Directed by: #PhilipBrocklehurst
Written by: #BradfordNSmith
Bereft of much narrative intrigue and full of technical shortfallings, short film I Am The Wanderer, directed by Philip Brocklehurst and written by Bradford N. Smith is an indulgent odyssey of the blandest kind.
Jonathan Skye-O'Brien plays the aforementioned Wanderer, a lost man full of despair. He spends his time slouched against trees or trying to thumb a ride on a nearby dual carriageway. His isolation is broken only by a female figure (Zuzana Spacirova) who emerges as a ghostly figure only to disappear the moment he gets closer to her.
I Am The Wanderer is ten times longer than it needed to be, with a forty-minute run time and basically only one sequence: Skye-O'Brien lurking around a very nondescript location looking totes emosh. The limited dialogue, character backstory, or exposition means audiences will be unlikely to engage with anything other than the central character’s loneliness which, without context, seems baffling rather than compelling.
The music from Stephan Ortlepp is completely misjudged, as if he was given free reign to make every second as dramatic as the last. It doesn't work and ends up feeling completely distracting and at odds with the minimal visual stimulation being given to the viewer. There is a scene where the Wanderer attempts to go down some stairs that was so built up it felt like he was the first man on Jupiter. There were parts where the sound design was very poor. Perhaps explained by a limited budget but for a film depended on only a few aspects, this should have had more of a priority.
It could be acknowledged that I Am The Wanderer is full of metaphors and symbolism that may engage the audience in some way. No one stopping to offer him a ride shows societal apathy when it comes to the suffering of our fellow humans, or the astronomical task of descending the stairs could reflect his sliding further into despair. However, these are so laborored the movie becomes an endurance test of monotony.

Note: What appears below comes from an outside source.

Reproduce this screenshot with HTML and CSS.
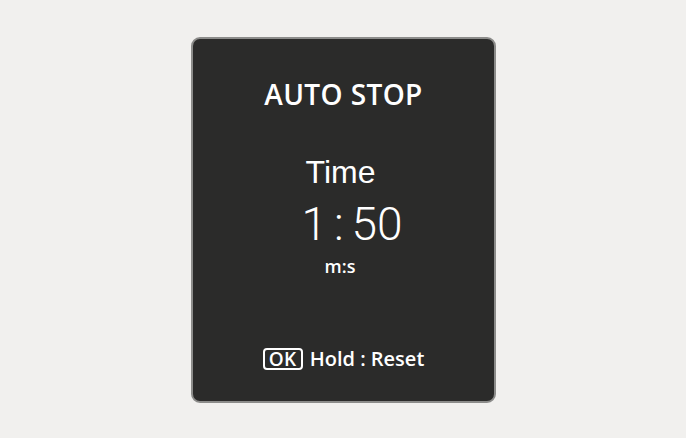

Movies where the central character experiences a strong conflict between hope and despair are often indulgent to a point. The audience is given one person to properly focus on, invest in, and cling to the thought that they will find the promised land of the former. Usually, these stories come with enough accompanying material to give us a reason to join them on their tumultuous journey, and then we experience a plethora of challenges and obstacles which will test their mettle. With I Am The Wanderer, these fundamentals are not followed and as a result we get dropped into the character’s struggle which barely moves until the final stretches of the film, by which time most viewers will have embraced their own despair and moved on.